Oral and Maxillofacial Surgery (also known by many as Oral Surgery) is the specialty of dentistry concerned with surgical treatment, and treatment that is adjunctive to surgery, of the lower face and associated structures.
Oral surgery is possibly the most likely specialty of dentistry for a patient to utilize. From a time management point of view, a large part of an oral surgeon’s area of concentration is the removal of wisdom teeth. The young people often ask me why the body has wisdom teeth anyway. While I can’t offer a definitive answer to this question, I can say that most people do not have sufficient space to allow for proper eruption of wisdom teeth. Furthermore, of those people who actually have the space to accommodate wisdom teeth, few are able and/or willing to put forth the extra effort required to maintain them without decay or gum problems. Wisdom teeth, especially the impacted ones, can represent a significant challenge to remove. Your dentist can help you to decide if they should be removed in your individual case and when that should occur. An impacted tooth is a tooth that cannot be fully visualized in the mouth. It can be completely covered in bone, or might only have a soft tissue covering.
Oral surgeons also remove other teeth that are likely to have complications when they are extracted. What teeth might those be? Examples might include teeth broken off at or below the gum line, teeth that have many small craze (crack) lines in them, or teeth that have been treated with root canals. In short, any tooth that has a pretty high chance of breaking when removed would usually be removed with less trauma (and thus a shorter healing period) if an oral surgeon removes it. You might understand that in the not so distant past, a general dentist removed any tooth that had to be removed. However, in recent years the standard of care has been enhanced. For example, it is no longer acceptable to leave broken roots in place or prop a mouth open for an hour and a half to get wisdom teeth out. Things have changed, and just as your family doctor doesn’t remove tonsils or an appendix any more, a general dentist no longer removes all teeth that have to be removed no matter what the circumstance.
Oral surgeons also are involved in interesting and complicated surgeries like osteotomies. Have you ever seen someone who appears to not have a chin? Sometimes, people have such a short mandible (lower jaw) that it looks like there is no chin. On such a person, the oral surgeon and the orthodontist can work together to lengthen the chin. This is such an appearance changing procedure that often afterwards the person looks to be someone else. Of course, this kind of procedure also produces intense self esteem enhancement and all the positive changes that come with it. As well, oral surgeons are involved in reconstructive surgery of the lower face after accidents.
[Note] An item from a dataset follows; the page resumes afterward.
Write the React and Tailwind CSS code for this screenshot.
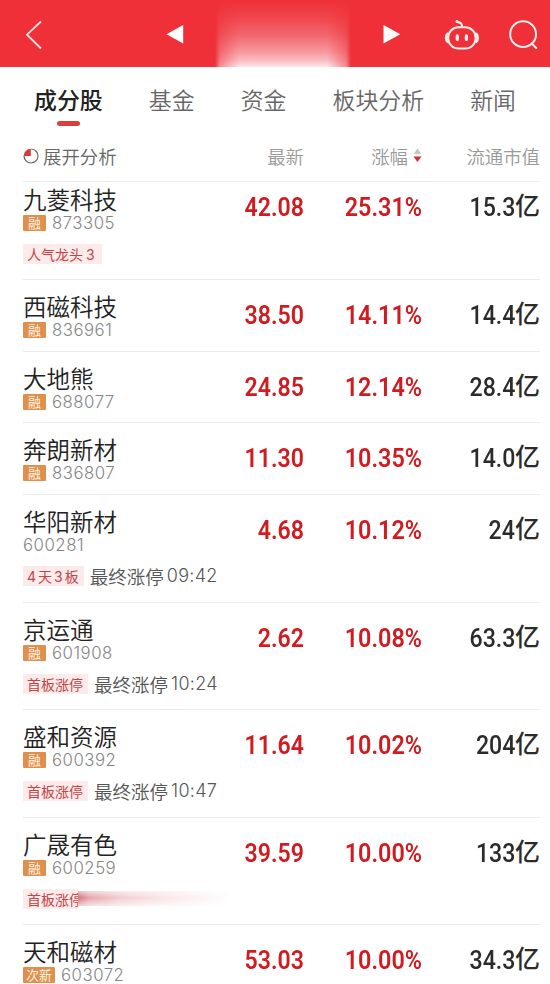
import React from 'react';

const tabs = [
  { label: '成分股', active: true },
  { label: '基金' },
  { label: '资金' },
  { label: '板块分析' },
  { label: '新闻' },
];

const stocks = [
  { name: '九菱科技', badge: '融', code: '873305', price: '42.08', change: '25.31%', cap: '15.3', tag: '人气龙头3' },
  { name: '西磁科技', badge: '融', code: '836961', price: '38.50', change: '14.11%', cap: '14.4' },
  { name: '大地熊', badge: '融', code: '688077', price: '24.85', change: '12.14%', cap: '28.4' },
  { name: '奔朗新材', badge: '融', code: '836807', price: '11.30', change: '10.35%', cap: '14.0' },
  { name: '华阳新材', code: '600281', price: '4.68', change: '10.12%', cap: '24', tag: '4天3板', time: '09:42' },
  { name: '京运通', badge: '融', code: '601908', price: '2.62', change: '10.08%', cap: '63.3', tag: '首板涨停', time: '10:24' },
  { name: '盛和资源', badge: '融', code: '600392', price: '11.64', change: '10.02%', cap: '204', tag: '首板涨停', time: '10:47' },
  { name: '广晟有色', badge: '融', code: '600259', price: '39.59', change: '10.00%', cap: '133', tag: '首板涨停', masked: true },
  { name: '天和磁材', badge: '次新', code: '603072', price: '53.03', change: '10.00%', cap: '34.3' },
];

function Header() {
  return (
    <header className="flex h-[67px] shrink-0 items-start bg-[#ef3038] text-white">
      <svg className="ml-[25px] mt-[20px] h-[30px] w-[18px]" viewBox="0 0 18 30" fill="none" stroke="#ffe3e0" strokeWidth="1.8">
        <path d="M16 1.5 2 14.7 16 28.5" />
      </svg>
      <svg className="ml-[123px] mt-[25px] h-[19px] w-[18px]" viewBox="0 0 18 19" fill="currentColor">
        <path d="M0.5 9.3 17.2 0V18.6Z" />
      </svg>
      <div className="ml-[31px] h-[67px] w-[136px] bg-[linear-gradient(to_bottom,#ef3038_0%,#f0444b_25%,#f2666d_52%,#f6959b_76%,#f9bcc1_90%,#fde6e8_100%)] [mask-image:linear-gradient(to_right,transparent,#0008_5px,#000_24px,#000_112px,#0008_131px,transparent)]" />
      <svg className="ml-[32px] mt-[25px] h-[19px] w-[18px]" viewBox="0 0 18 19" fill="currentColor">
        <path d="M0.5 0 17.2 9.3 0.5 18.6Z" />
      </svg>
      <svg className="ml-[43px] mt-[18px] h-[34px] w-[36px]" viewBox="0 0 36 34" fill="none" stroke="#fff0ed" strokeWidth="2" strokeLinecap="round">
        <rect x="4.2" y="9.2" width="27.4" height="21.4" rx="10.3" />
        <path d="M18 9V7.6C18 5.4 16.4 4.4 13.2 3.9" />
        <circle cx="13" cy="3.5" r="1.1" fill="#fff0ed" strokeWidth="1" />
        <path d="M3.6 15.8C1.6 17.2 1.6 22.4 3.6 23.8M32.2 15.8C34.2 17.2 34.2 22.4 32.2 23.8" strokeWidth="2.6" />
        <path d="M13.3 17.8V21.4M22.4 17.8V21.4" strokeWidth="3.2" />
      </svg>
      <svg className="ml-[28px] mt-[19px] h-[32px] w-[32px]" viewBox="0 0 32 32" fill="none" stroke="#fff0ed" strokeWidth="2" strokeLinecap="round">
        <circle cx="15.1" cy="15.2" r="12.9" />
        <path d="M23.8 24.6 28.3 29" />
      </svg>
    </header>
  );
}

function Tabs() {
  return (
    <nav className="flex h-[65px] shrink-0 items-start justify-between pl-[34px] pr-[34px] pt-[15px] text-[22.9px] leading-[34px] text-[#666]">
      {tabs.map(({ label, active }) => (
        <div key={label} className={active ? 'flex flex-col items-center font-medium text-[#222]' : 'font-[350]'}>
          {label}
          {active && <span className="mt-[5px] h-[5px] w-[23px] rounded-full bg-[#d9403c]" />}
        </div>
      ))}
    </nav>
  );
}

function ColumnHeads() {
  return (
    <div className="ml-[23px] mr-[10px] flex h-[50px] shrink-0 items-center border-b border-[#ebebeb] pb-[2px] text-[18.4px] font-[350] leading-[26px] text-[#999]">
      <div className="flex w-[170px] items-center text-[#666]">
        <svg className="mr-[4px] h-[16px] w-[16px]" viewBox="0 0 16 16" fill="none">
          <path d="M8.3 1A7 7 0 1 1 1 8" stroke="#666" strokeWidth="1.2" />
          <path d="M7.8 8V0.8A7.2 7.2 0 0 0 0.6 8Z" fill="#d83a3a" />
        </svg>
        展开分析
      </div>
      <div className="w-[111px] text-right">最新</div>
      <div className="flex w-[118px] items-center justify-end">
        涨幅
        <svg className="ml-[5px] h-[15px] w-[9px]" viewBox="0 0 9 15">
          <path d="M4.5 0.5 8.3 6H0.7Z" fill="#c4c4c4" />
          <path d="M0.5 8.5H8.5L4.5 14Z" fill="#cc3038" />
        </svg>
      </div>
      <div className="flex-1 text-right">流通市值</div>
    </div>
  );
}

function StockRow({ stock, first }) {
  const { name, badge, code, price, change, cap, tag, time, masked } = stock;
  return (
    <div
      className={`ml-[23px] mr-[10px] flex shrink-0 items-start border-b border-[#ebebeb] ${
        first ? 'h-[98px] pt-[4px]' : tag ? 'h-[107.6px] pt-[13px]' : 'h-[71.7px] pt-[13px]'
      }`}
    >
      <div className="w-[200px]">
        <div className="h-[28px] text-[23.5px] font-[350] leading-[27px] text-[#222]">{name}</div>
        <div className="flex h-[18px] items-center">
          {badge && (
            <span
              className={`mr-[6px] flex h-[16px] items-center justify-center whitespace-nowrap rounded-[1px] bg-[#e08f4c] text-[12.8px] leading-[16px] text-[#fff3e2] ${
                badge.length > 1 ? 'w-[32px]' : 'w-[23px]'
              }`}
            >
              {badge}
            </span>
          )}
          <span className="font-[Inter] text-[16.8px] font-light leading-[18px] tracking-[0.5px] text-[#858585]">{code}</span>
        </div>
        {tag && (
          <div className="mt-[12px] flex h-[20px] items-center">
            <span
              className={`h-[20px] shrink-0 whitespace-nowrap bg-[#fdebeb] pl-[4px] text-[14px] leading-[20px] text-[#c24444] ${
                masked ? 'w-[55px] overflow-hidden' : 'pr-[5px]'
              }`}
            >
              {tag.split(/(\d)/).map((part, i) =>
                /\d/.test(part) ? (
                  <span key={i} className={`font-[Inter] ${i > 1 ? 'mx-[2px]' : 'mr-[2px]'} ${time ? '' : 'ml-[3px]'}`}>{part}</span>
                ) : (
                  part
                )
              )}
            </span>
            {time && (
              <span className="ml-[6px] flex whitespace-nowrap text-[18.5px] font-[350] leading-[20px] text-[#555]">
                最终涨停
                <span className="ml-[3px] font-[Inter] text-[18px] tracking-[0.3px]">{time}</span>
              </span>
            )}
            {masked && (
              <span className="h-[15px] w-[152px] shrink-0 bg-[linear-gradient(to_right,#d0727a_0%,#e6a5ab_7%,#f4cdd0_28%,#fae5e6_55%,#fff_100%)] [mask-image:linear-gradient(to_bottom,#0006,#000_45%,#0005)]" />
            )}
          </div>
        )}
      </div>
      <div className={`flex flex-1 font-[Roboto,'Noto_Sans_CJK_SC',sans-serif] text-[25.4px] font-semibold leading-[30px] text-[#d01c20] ${first ? 'pt-[6px]' : 'pt-[7px]'}`}>
        <div className="w-[81px] origin-right scale-x-[0.91] text-right">{price}</div>
        <div className="w-[118px] origin-right scale-x-[0.92] text-right">{change}</div>
        <div className="flex flex-1 justify-end font-medium text-[#2b2b2b]">
          <span className="origin-right scale-x-[0.91]">{cap}</span>
          <span className="text-[25px]">亿</span>
        </div>
      </div>
    </div>
  );
}

export default function App() {
  return (
    <div className="flex h-[984px] w-[550px] flex-col overflow-hidden bg-white font-['Noto_Sans_CJK_SC',sans-serif]">
      <Header />
      <Tabs />
      <ColumnHeads />
      {stocks.map((stock, i) => (
        <StockRow key={stock.code} stock={stock} first={i === 0} />
      ))}
    </div>
  );
}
An oral surgeon often works as part of a larger team of surgeons and others in a hospital. For this and other reasons, many universities with oral surgery programs have changed their training to provide combined oral surgery training and an MD when their course is completed. As you might imagine, this training is quite long. Twelve or more years of full time university training is not uncommon at all for an oral surgeon.
The work of an oral surgeon is precise and interesting. There are many areas of the specialty of Oral Surgery, and some oral surgeons practice in only part of the field. We are fortunate to have an Oral Surgeon who comes to our town from Winnipeg to more conveniently take care of the people of this area.